De igual modo, também não por acaso, o contraste naturalizado entre a representação do “mal” pelos tons negros da princesa Ahmanet e a idealização do “bem” pela redenção através da branca, loira e olhos verdes da doutora Jenny. Curioso como até mesmo a iluminação das cenas se alternam quando a atriz branca encena com o sol, o dia e a claridade e a “não-branca” tomam foco com as sombras e o tom cinzento escuro, ainda que em um mesmo ambiente. A cena do ritual de Ahmnet quando faz o pacto com Seth é perceptível que seu corpo se modifica, para além das tatuagens e contorções, também se tornando mais “enegrecido”.
Isto é o que um filme disposto a lucratividade e com pouca preocupação em relação à história egípcia e a ciência arqueológica é capaz de fazer. Uma semiótica e um enredo que “naturalizam” os papeis sociais entre homens e mulheres, entre negras e brancos, em um contexto de enfrentamento mundial dos trabalhadores negros com as políticas e declarações do atual presidente Donald Trump, além da discriminação explícita deste racista falastrão às etnias não-brancas, como os mulçumanos da região do Oriente Médio.
Sobre a “maldição da múmia de Tutancâmon” da vida real, descobriu-se depois que o responsável pelas mortes fora um fungo microscópico de nome oficial Auspegillus niger. Escondido nas paredes da tumba, o organismo se alimentou das tintas e do gesso, proliferando sem parar por três mil anos de umidade presa. Sobre as mensagens de maldições encontradas nas tumbas, apenas para afugentar os ladrões e proteger as posses dos faraós que eram enterrados juntos com ele, pois acreditava-se que seus objetos e riquezas passariam para o outro plano.

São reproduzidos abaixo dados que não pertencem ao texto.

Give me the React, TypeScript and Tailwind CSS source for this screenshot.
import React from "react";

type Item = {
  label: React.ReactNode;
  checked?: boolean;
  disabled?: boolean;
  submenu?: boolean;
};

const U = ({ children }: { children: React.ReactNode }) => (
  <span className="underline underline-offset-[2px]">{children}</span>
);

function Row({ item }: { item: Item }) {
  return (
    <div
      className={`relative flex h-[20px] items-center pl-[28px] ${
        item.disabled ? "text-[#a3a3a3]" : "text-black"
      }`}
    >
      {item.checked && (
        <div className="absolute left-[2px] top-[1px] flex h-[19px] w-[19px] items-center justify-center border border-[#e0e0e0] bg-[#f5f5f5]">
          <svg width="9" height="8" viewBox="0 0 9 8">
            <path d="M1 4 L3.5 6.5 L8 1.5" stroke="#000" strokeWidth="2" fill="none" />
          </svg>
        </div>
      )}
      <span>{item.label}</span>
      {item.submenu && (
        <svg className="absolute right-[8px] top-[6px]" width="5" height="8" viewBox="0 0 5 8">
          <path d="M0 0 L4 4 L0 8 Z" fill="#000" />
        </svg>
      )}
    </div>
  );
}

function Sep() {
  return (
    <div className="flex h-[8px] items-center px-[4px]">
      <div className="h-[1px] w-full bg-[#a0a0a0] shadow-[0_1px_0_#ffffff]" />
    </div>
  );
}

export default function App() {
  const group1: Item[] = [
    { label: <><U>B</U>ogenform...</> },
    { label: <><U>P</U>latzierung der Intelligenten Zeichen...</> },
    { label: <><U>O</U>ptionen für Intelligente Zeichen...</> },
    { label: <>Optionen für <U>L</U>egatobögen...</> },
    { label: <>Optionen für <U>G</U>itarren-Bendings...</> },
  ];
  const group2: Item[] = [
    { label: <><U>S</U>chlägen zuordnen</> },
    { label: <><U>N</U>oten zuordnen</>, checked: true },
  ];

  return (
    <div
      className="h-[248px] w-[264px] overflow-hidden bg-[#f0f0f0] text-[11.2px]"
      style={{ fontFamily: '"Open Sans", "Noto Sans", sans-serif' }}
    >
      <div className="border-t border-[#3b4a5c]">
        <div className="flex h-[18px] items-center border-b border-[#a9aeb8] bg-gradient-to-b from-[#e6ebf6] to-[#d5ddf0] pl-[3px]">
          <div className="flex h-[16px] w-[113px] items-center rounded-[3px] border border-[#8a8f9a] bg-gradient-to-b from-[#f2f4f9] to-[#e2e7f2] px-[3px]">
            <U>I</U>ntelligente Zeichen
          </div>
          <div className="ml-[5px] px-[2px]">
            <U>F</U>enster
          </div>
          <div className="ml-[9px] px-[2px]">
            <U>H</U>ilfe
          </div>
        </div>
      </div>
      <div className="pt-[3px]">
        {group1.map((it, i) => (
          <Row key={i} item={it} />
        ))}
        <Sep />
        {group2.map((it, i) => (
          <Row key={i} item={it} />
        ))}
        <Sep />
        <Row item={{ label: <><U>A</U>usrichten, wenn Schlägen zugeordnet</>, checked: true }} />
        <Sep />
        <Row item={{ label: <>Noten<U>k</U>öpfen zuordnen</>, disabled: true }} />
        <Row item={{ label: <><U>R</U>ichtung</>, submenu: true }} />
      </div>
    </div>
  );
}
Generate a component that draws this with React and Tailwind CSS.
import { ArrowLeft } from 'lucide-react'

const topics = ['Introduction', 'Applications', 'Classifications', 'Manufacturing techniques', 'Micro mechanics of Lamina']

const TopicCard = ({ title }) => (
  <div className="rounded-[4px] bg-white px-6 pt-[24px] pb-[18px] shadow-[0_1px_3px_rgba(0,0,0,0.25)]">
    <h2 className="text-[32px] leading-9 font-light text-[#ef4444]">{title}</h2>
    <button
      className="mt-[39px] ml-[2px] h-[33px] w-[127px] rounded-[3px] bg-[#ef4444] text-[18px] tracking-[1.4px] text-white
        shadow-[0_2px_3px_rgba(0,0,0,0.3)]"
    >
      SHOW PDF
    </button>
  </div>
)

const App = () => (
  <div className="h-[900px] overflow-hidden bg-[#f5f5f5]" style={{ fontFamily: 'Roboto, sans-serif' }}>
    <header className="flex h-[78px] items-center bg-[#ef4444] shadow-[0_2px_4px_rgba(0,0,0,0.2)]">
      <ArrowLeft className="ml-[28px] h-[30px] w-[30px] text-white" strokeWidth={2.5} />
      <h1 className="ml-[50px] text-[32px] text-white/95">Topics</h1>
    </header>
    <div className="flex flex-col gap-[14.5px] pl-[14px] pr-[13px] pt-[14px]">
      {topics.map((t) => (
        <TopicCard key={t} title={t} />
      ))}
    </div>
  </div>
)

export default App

O misticismo é possível até quando a ciência avança. Descobriu-se recentemente que uma adaga enterrada com o famoso faraó possui um metal que não é da Terra. A hipótese possível é que o metal adveio de um meteorito que fora encontrado naqueles tempos, contudo, não há uma “confirmação” desta teoria. Parece que a história real sobre as múmias é mais intrigante que “A Múmia” (2017) de Hollywood. Mas afinal de contas, o que esperar de um filme estrelado por Tom Cruise? Nada mais além do que correr para salvar a mocinha e por tabela, a humanidade da destruição.